=== PROBLEM REQUIREMENTS ===
Look through the entries and report how many lines include the word "that". Give the number alone.

***

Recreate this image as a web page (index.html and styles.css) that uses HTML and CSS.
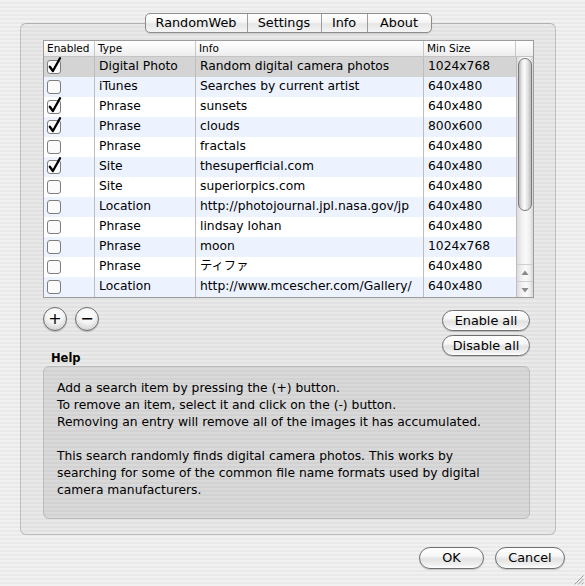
FILE: index.html
```html
<!DOCTYPE html>
<html>
<head>
<meta charset="utf-8">
<link rel="stylesheet" href="styles.css">
</head>
<body>
<div class="window">
  <div class="tabs-wrap">
    <div class="tabs">
      <div class="tab t1">RandomWeb</div>
      <div class="tab t2">Settings</div>
      <div class="tab t3">Info</div>
      <div class="tab t4">About</div>
    </div>
  </div>
  <div class="group">
    <div class="table">
      <div class="thead">
        <div class="th c1">Enabled</div>
        <div class="th c2">Type</div>
        <div class="th c3">Info</div>
        <div class="th c4">Min Size</div>
        <div class="th c5"></div>
      </div>
      <div class="tbody">
        <div class="rows">
          <div class="row sel"><div class="td c1"><svg class="cb" viewBox="0 0 17 17"><rect x="1.5" y="3.5" width="13" height="13" rx="2.5" class="box"/><path d="M3.8 9.8 L6.9 14 L14 1.2" class="chk"/></svg></div><div class="td c2">Digital Photo</div><div class="td c3">Random digital camera photos</div><div class="td c4">1024x768</div></div>
          <div class="row alt"><div class="td c1"><svg class="cb" viewBox="0 0 17 17"><rect x="1.5" y="3.5" width="13" height="13" rx="2.5" class="box"/></svg></div><div class="td c2">iTunes</div><div class="td c3">Searches by current artist</div><div class="td c4">640x480</div></div>
          <div class="row"><div class="td c1"><svg class="cb" viewBox="0 0 17 17"><rect x="1.5" y="3.5" width="13" height="13" rx="2.5" class="box"/><path d="M3.8 9.8 L6.9 14 L14 1.2" class="chk"/></svg></div><div class="td c2">Phrase</div><div class="td c3">sunsets</div><div class="td c4">640x480</div></div>
          <div class="row alt"><div class="td c1"><svg class="cb" viewBox="0 0 17 17"><rect x="1.5" y="3.5" width="13" height="13" rx="2.5" class="box"/><path d="M3.8 9.8 L6.9 14 L14 1.2" class="chk"/></svg></div><div class="td c2">Phrase</div><div class="td c3">clouds</div><div class="td c4">800x600</div></div>
          <div class="row"><div class="td c1"><svg class="cb" viewBox="0 0 17 17"><rect x="1.5" y="3.5" width="13" height="13" rx="2.5" class="box"/></svg></div><div class="td c2">Phrase</div><div class="td c3">fractals</div><div class="td c4">640x480</div></div>
          <div class="row alt"><div class="td c1"><svg class="cb" viewBox="0 0 17 17"><rect x="1.5" y="3.5" width="13" height="13" rx="2.5" class="box"/><path d="M3.8 9.8 L6.9 14 L14 1.2" class="chk"/></svg></div><div class="td c2">Site</div><div class="td c3">thesuperficial.com</div><div class="td c4">640x480</div></div>
          <div class="row"><div class="td c1"><svg class="cb" viewBox="0 0 17 17"><rect x="1.5" y="3.5" width="13" height="13" rx="2.5" class="box"/></svg></div><div class="td c2">Site</div><div class="td c3">superiorpics.com</div><div class="td c4">640x480</div></div>
          <div class="row alt"><div class="td c1"><svg class="cb" viewBox="0 0 17 17"><rect x="1.5" y="3.5" width="13" height="13" rx="2.5" class="box"/></svg></div><div class="td c2">Location</div><div class="td c3">http://photojournal.jpl.nasa.gov/jp</div><div class="td c4">640x480</div></div>
          <div class="row"><div class="td c1"><svg class="cb" viewBox="0 0 17 17"><rect x="1.5" y="3.5" width="13" height="13" rx="2.5" class="box"/></svg></div><div class="td c2">Phrase</div><div class="td c3">lindsay lohan</div><div class="td c4">640x480</div></div>
          <div class="row alt"><div class="td c1"><svg class="cb" viewBox="0 0 17 17"><rect x="1.5" y="3.5" width="13" height="13" rx="2.5" class="box"/></svg></div><div class="td c2">Phrase</div><div class="td c3">moon</div><div class="td c4">1024x768</div></div>
          <div class="row"><div class="td c1"><svg class="cb" viewBox="0 0 17 17"><rect x="1.5" y="3.5" width="13" height="13" rx="2.5" class="box"/></svg></div><div class="td c2">Phrase</div><div class="td c3">ティファ</div><div class="td c4">640x480</div></div>
          <div class="row alt"><div class="td c1"><svg class="cb" viewBox="0 0 17 17"><rect x="1.5" y="3.5" width="13" height="13" rx="2.5" class="box"/></svg></div><div class="td c2">Location</div><div class="td c3">http://www.mcescher.com/Gallery/</div><div class="td c4">640x480</div></div>
        </div>
        <div class="scrollbar">
          <div class="thumb"></div>
          <div class="track-space"></div>
          <div class="arrow"><svg viewBox="0 0 16 16" width="16" height="16"><path d="M4.5 10 L8 5.5 L11.5 10 Z" class="arr"/></svg></div>
          <div class="arrow down"><svg viewBox="0 0 16 16" width="16" height="16"><path d="M4.5 6 L8 10.5 L11.5 6 Z" class="arr"/></svg></div>
        </div>
      </div>
    </div>
    <div class="controls">
      <div class="left-col">
        <div class="pm">
          <div class="circle">+</div>
          <div class="circle">−</div>
        </div>
        <div class="help-label">Help</div>
      </div>
      <div class="right-col">
        <div class="pill wide">Enable all</div>
        <div class="pill wide">Disable all</div>
      </div>
    </div>
    <div class="help-box">
      <p>Add a search item by pressing the (+) button.<br>To remove an item, select it and click on the (-) button.<br>Removing an entry will remove all of the images it has accumulated.</p>
      <p>This search randomly finds digital camera photos. This works by<br>searching for some of the common file name formats used by digital<br>camera manufacturers.</p>
    </div>
  </div>
  <div class="footer">
    <div class="pill ok">OK</div>
    <div class="pill cancel">Cancel</div>
  </div>
  <svg class="grip" viewBox="0 0 12 12" width="12" height="12"><path d="M11.5 2.5 L2.5 11.5 M11.5 6 L6 11.5 M11.5 9.5 L9.5 11.5" /></svg>
</div>
</body>
</html>
```

FILE: styles.css
```css
* { box-sizing: border-box; }
html, body { margin: 0; padding: 0; }
body {
  font-family: "DejaVu Sans", "Noto Sans CJK JP", sans-serif;
  color: #000;
  background: #ececec;
}
.window {
  position: relative;
  width: 585px;
  height: 586px;
  overflow: hidden;
  padding-top: 13px;
  background: repeating-linear-gradient(to bottom, #f1f1f1 0, #f1f1f1 2px, #e9e9e9 2px, #e9e9e9 4px);
}
.tabs-wrap {
  width: 536px;
  margin-left: 20px;
  margin-bottom: -10px;
  display: flex;
  justify-content: center;
  position: relative;
  z-index: 2;
}
.tabs {
  display: flex;
  height: 20px;
  border: 1px solid #8c8c8c;
  border-radius: 5px;
  overflow: hidden;
  background: linear-gradient(to bottom, #ffffff 0%, #f6f6f6 45%, #e6e6e6 55%, #f4f4f4 100%);
  box-shadow: 0 1px 1px rgba(0,0,0,0.12);
}
.tab {
  font-size: 12.8px;
  line-height: 18px;
  text-align: center;
  border-right: 1px solid #9c9c9c;
}
.tab:last-child { border-right: none; }
.t1 { width: 102px; }
.t2 { width: 74px; }
.t3 { width: 46px; }
.t4 { width: 63px; }

.group {
  margin-left: 20px;
  width: 536px;
  height: 512px;
  border: 1px solid #bdbdbd;
  border-top-color: #b0b0b0;
  border-radius: 6px;
  background: rgba(0,0,0,0.03);
  padding: 16px 21px 0 22px;
}
.table {
  width: 491px;
  height: 258px;
  border: 1px solid #9c9c9c;
  background: #fff;
  display: flex;
  flex-direction: column;
}
.thead {
  display: flex;
  height: 16px;
  flex: none;
  border-bottom: 1px solid #c4c4c4;
  background: linear-gradient(to bottom, #ffffff 0%, #f7f7f7 50%, #ececec 100%);
}
.th {
  font-size: 10.5px;
  line-height: 15px;
  padding-left: 3px;
  border-right: 1px solid #c8c8c8;
  white-space: nowrap;
  overflow: hidden;
}
.th.c5 { border-right: none; }
.c1 { width: 51px; }
.c2 { width: 101px; }
.c3 { width: 228px; }
.c4 { width: 92px; }
.c5 { width: 17px; }
.tbody { display: flex; flex: 1; }
.rows { width: 472px; }
.row {
  display: flex;
  height: 20px;
  background: #fff;
}
.row.alt { background: #edf3fe; }
.row.sel { background: #d4d4d4; }
.td {
  font-size: 12.3px;
  line-height: 19px;
  padding-left: 4px;
  white-space: nowrap;
  overflow: hidden;
  border-right: 1px solid #bdbdbd;
}
.td.c4 { border-right: none; padding-left: 4px; }
.td.c1 { padding-left: 2px; }
.cb { width: 17px; height: 17px; margin-top: 0; display: block; }
.cb .box { fill: #fbfbfb; stroke: #7c7c7c; stroke-width: 1; }
.cb .chk { fill: none; stroke: #000; stroke-width: 2.3; stroke-linecap: round; stroke-linejoin: round; }

.scrollbar {
  width: 17px;
  display: flex;
  flex-direction: column;
  border-left: 1px solid #bdbdbd;
  background: linear-gradient(to right, #dcdcdc 0%, #f0f0f0 30%, #fafafa 55%, #eeeeee 80%, #d6d6d6 100%);
}
.thumb {
  height: 153px;
  margin: 1px 1px 0 1px;
  border: 1px solid #7a7a7a;
  border-radius: 7px;
  background: linear-gradient(to right, #b8b8b8 0%, #e8e8e8 25%, #fcfcfc 45%, #e4e4e4 70%, #bcbcbc 100%);
}
.track-space { flex: 1; }
.arrow {
  height: 17px;
  display: flex;
  justify-content: center;
  align-items: center;
  border-top: 1px solid #cfcfcf;
}
.arrow.down { height: 16px; }
.arrow svg { display: block; }
.arr { fill: #8a8a8a; }

.controls {
  display: flex;
  justify-content: space-between;
  width: 491px;
  padding-right: 4px;
}
.left-col { display: flex; flex-direction: column; }
.pm { display: flex; gap: 8px; margin-top: 9px; }
.circle {
  width: 24px;
  height: 24px;
  border-radius: 50%;
  border: 1px solid #6c6c6c;
  background: radial-gradient(circle at 50% 30%, #ffffff 0%, #f4f4f4 45%, #d4d4d4 80%, #eaeaea 100%);
  box-shadow: 0 1px 1px rgba(0,0,0,0.2);
  font-size: 16px;
  line-height: 21px;
  text-align: center;
}
.help-label {
  font-size: 11.5px;
  font-weight: bold;
  line-height: 14px;
  margin-top: 20px;
  margin-left: 8px;
}
.right-col { display: flex; flex-direction: column; gap: 4px; margin-top: 12px; }
.pill {
  height: 21px;
  border: 1px solid #6f6f6f;
  border-radius: 11px;
  background: linear-gradient(to bottom, #ffffff 0%, #f7f7f7 40%, #e2e2e2 55%, #f0f0f0 85%, #ffffff 100%);
  box-shadow: 0 1px 1px rgba(0,0,0,0.18);
  font-size: 12.8px;
  line-height: 19px;
  text-align: center;
}
.pill.wide { width: 88px; }
.help-box {
  margin-top: 1px;
  width: 487px;
  height: 153px;
  border: 1px solid #bcbcbc;
  border-radius: 6px;
  background: rgba(0,0,0,0.065);
  padding: 13px 0 0 13px;
}
.help-box p {
  margin: 0 0 17px 0;
  font-size: 12.3px;
  line-height: 17px;
  white-space: nowrap;
}
.footer {
  display: flex;
  justify-content: flex-end;
  gap: 11px;
  padding-right: 20px;
  margin-top: 12px;
}
.pill.ok { width: 65px; height: 22px; line-height: 20px; }
.pill.cancel { width: 70px; height: 22px; line-height: 20px; }
.grip {
  position: absolute;
  right: 1px;
  bottom: 1px;
}
.grip path { stroke: #9a9a9a; stroke-width: 1; fill: none; }
```
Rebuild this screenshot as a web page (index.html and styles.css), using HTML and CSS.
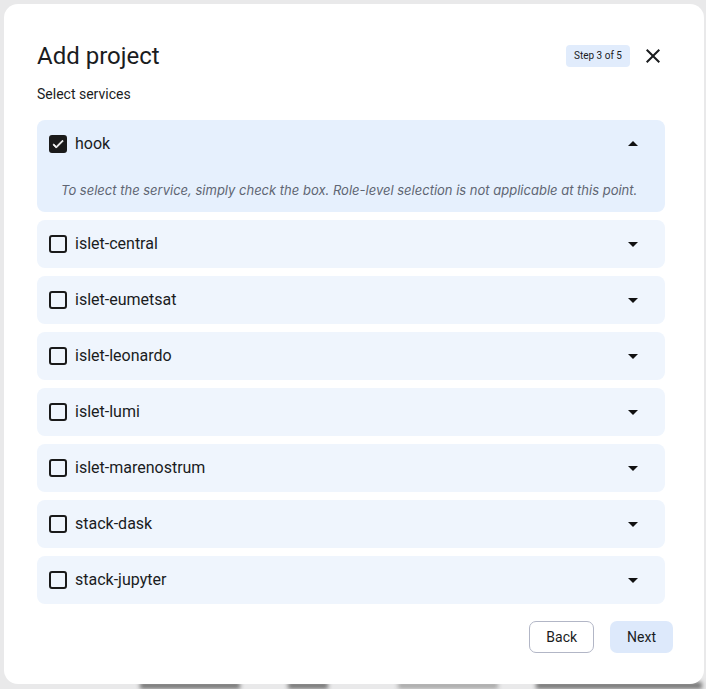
FILE: index.html
```html
<!DOCTYPE html>
<html>
<head>
	<title>Add project</title>
	<link rel="stylesheet" href="styles.css">
</head>
<body>
	<div class="backdrop">
		<div class="backdrop-bar bar-1"></div>
		<div class="backdrop-bar bar-2"></div>
		<div class="backdrop-bar bar-3"></div>
		<div class="backdrop-bar bar-4"></div>
	</div>

	<div class="dialog">
		<div class="dialog-header">
			<h2 class="dialog-title">Add project</h2>
			<span class="step-chip">Step 3 of 5</span>
			<button class="close-button" aria-label="Close">
				<svg width="24" height="24" viewBox="0 0 24 24"><path d="M19 6.41 17.59 5 12 10.59 6.41 5 5 6.41 10.59 12 5 17.59 6.41 19 12 13.41 17.59 19 19 17.59 13.41 12z" fill="#1a1c1e"/></svg>
			</button>
		</div>

		<div class="dialog-subtitle">Select services</div>

		<div class="service-list">
			<div class="service-item open">
				<div class="service-head">
					<span class="checkbox checked">
						<svg width="16" height="16" viewBox="0 0 24 24"><path d="M9 16.17 4.83 12l-1.42 1.41L9 19 21 7l-1.41-1.41z" fill="#fff" stroke="#fff" stroke-width="1.4"/></svg>
					</span>
					<span class="service-name">hook</span>
					<svg class="caret" width="24" height="24" viewBox="0 0 24 24"><path d="m7 14 5-5 5 5z" fill="#111"/></svg>
				</div>
				<div class="service-note">To select the service, simply check the box. Role-level selection is not applicable at this point.</div>
			</div>

			<div class="service-item">
				<div class="service-head">
					<span class="checkbox"></span>
					<span class="service-name">islet-central</span>
					<svg class="caret" width="24" height="24" viewBox="0 0 24 24"><path d="m7 10 5 5 5-5z" fill="#111"/></svg>
				</div>
			</div>

			<div class="service-item">
				<div class="service-head">
					<span class="checkbox"></span>
					<span class="service-name">islet-eumetsat</span>
					<svg class="caret" width="24" height="24" viewBox="0 0 24 24"><path d="m7 10 5 5 5-5z" fill="#111"/></svg>
				</div>
			</div>

			<div class="service-item">
				<div class="service-head">
					<span class="checkbox"></span>
					<span class="service-name">islet-leonardo</span>
					<svg class="caret" width="24" height="24" viewBox="0 0 24 24"><path d="m7 10 5 5 5-5z" fill="#111"/></svg>
				</div>
			</div>

			<div class="service-item">
				<div class="service-head">
					<span class="checkbox"></span>
					<span class="service-name">islet-lumi</span>
					<svg class="caret" width="24" height="24" viewBox="0 0 24 24"><path d="m7 10 5 5 5-5z" fill="#111"/></svg>
				</div>
			</div>

			<div class="service-item">
				<div class="service-head">
					<span class="checkbox"></span>
					<span class="service-name">islet-marenostrum</span>
					<svg class="caret" width="24" height="24" viewBox="0 0 24 24"><path d="m7 10 5 5 5-5z" fill="#111"/></svg>
				</div>
			</div>

			<div class="service-item">
				<div class="service-head">
					<span class="checkbox"></span>
					<span class="service-name">stack-dask</span>
					<svg class="caret" width="24" height="24" viewBox="0 0 24 24"><path d="m7 10 5 5 5-5z" fill="#111"/></svg>
				</div>
			</div>

			<div class="service-item">
				<div class="service-head">
					<span class="checkbox"></span>
					<span class="service-name">stack-jupyter</span>
					<svg class="caret" width="24" height="24" viewBox="0 0 24 24"><path d="m7 10 5 5 5-5z" fill="#111"/></svg>
				</div>
			</div>
		</div>

		<div class="dialog-actions">
			<button class="btn btn-outline">Back</button>
			<button class="btn btn-tonal">Next</button>
		</div>
	</div>
</body>
</html>
```

FILE: styles.css
```css
html, body {
	margin: 0;
	height: 100%;
}

body {
	background-color: #e9e9ea;
	font-family: Roboto, "Noto Sans", Arial, sans-serif;
	color: #1a1c1e;
	overflow: hidden;
	position: relative;
}

/* Blurred page behind the modal */

.backdrop {
	position: absolute;
	left: 0;
	right: 0;
	bottom: 0;
	height: 10px;
	filter: blur(2px);
}

.backdrop-bar {
	position: absolute;
	bottom: 0;
	height: 7px;
	background-color: #777;
}

.bar-1 { left: 140px; width: 100px; }
.bar-2 { left: 288px; width: 40px; }
.bar-3 { left: 398px; width: 100px; background-color: #aaa; }
.bar-4 { left: 536px; width: 166px; }

.dialog {
	position: absolute;
	top: 4px;
	left: 4px;
	width: 700px;
	height: 680px;
	box-sizing: border-box;
	padding: 32px 31px 0 33px;
	background-color: #fff;
	border-radius: 14px;
	display: flex;
	flex-direction: column;
}

.dialog-header {
	display: flex;
	align-items: center;
	height: 40px;
}

.dialog-title {
	flex: 1;
	margin: 0;
	font-size: 24px;
	font-weight: 400;
	line-height: 32px;
	color: #1a1c1e;
}

.step-chip {
	background-color: #e1ecfc;
	border-radius: 4px;
	padding: 0 8px;
	height: 22px;
	line-height: 22px;
	font-size: 10px;
	color: #1a1c1e;
}

.close-button {
	width: 40px;
	height: 40px;
	margin-left: 3px;
	border: none;
	background: none;
	padding: 0;
	display: flex;
	align-items: center;
	justify-content: center;
	cursor: pointer;
}

.dialog-subtitle {
	margin-top: 8px;
	font-size: 14px;
	line-height: 20px;
}

.service-list {
	margin: 16px 8px 0 0;
	display: flex;
	flex-direction: column;
	gap: 8px;
}

.service-item {
	background-color: #eff5fd;
	border-radius: 8px;
}

.service-item.open {
	background-color: #e6f0fd;
}

.service-head {
	height: 48px;
	display: flex;
	align-items: center;
	padding: 0 20px 0 12px;
}

.checkbox {
	width: 18px;
	height: 18px;
	box-sizing: border-box;
	border: 2px solid #1a1a1a;
	border-radius: 3px;
	display: flex;
	align-items: center;
	justify-content: center;
}

.checkbox.checked {
	background-color: #1a1a1a;
}

.service-name {
	flex: 1;
	margin-left: 8px;
	font-size: 16px;
	line-height: 24px;
}

.service-note {
	padding: 12px 24px 12px;
	font-family: Inter, "Noto Sans", Arial, sans-serif;
	font-size: 13px;
	line-height: 20px;
	font-style: italic;
	color: #5f6673;
}

.dialog-actions {
	margin-top: 17px;
	display: flex;
	justify-content: flex-end;
	gap: 16px;
}

.btn {
	height: 32px;
	padding: 0 16px;
	border-radius: 7px;
	font-family: Roboto, "Noto Sans", Arial, sans-serif;
	font-size: 14px;
	font-weight: 400;
	color: #1a1c1e;
	cursor: pointer;
}

.btn-outline {
	background-color: #fff;
	border: 1px solid #b2b6c6;
}

.btn-tonal {
	background-color: #dde9fb;
	border: none;
	padding: 0 17px;
}
```
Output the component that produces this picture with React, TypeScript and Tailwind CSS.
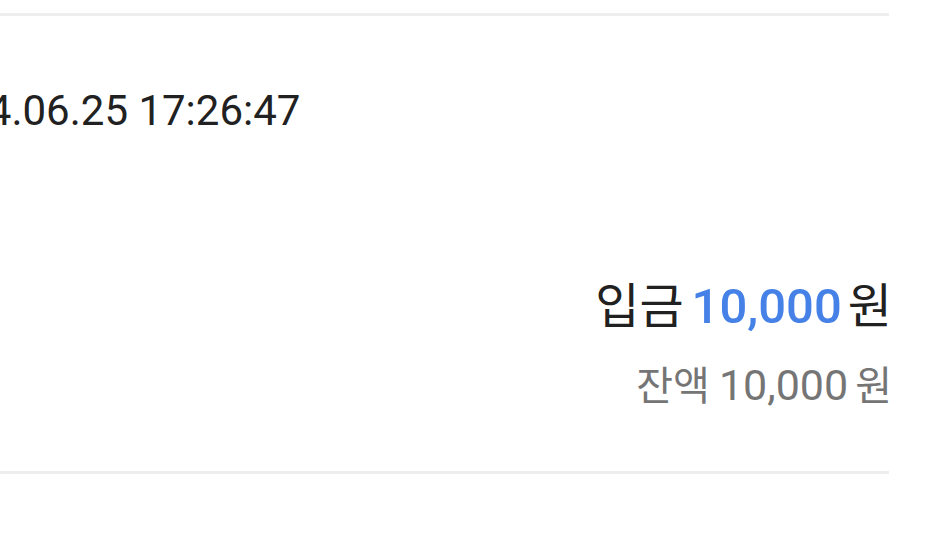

***

=== FINISHED EXERCISE ===
2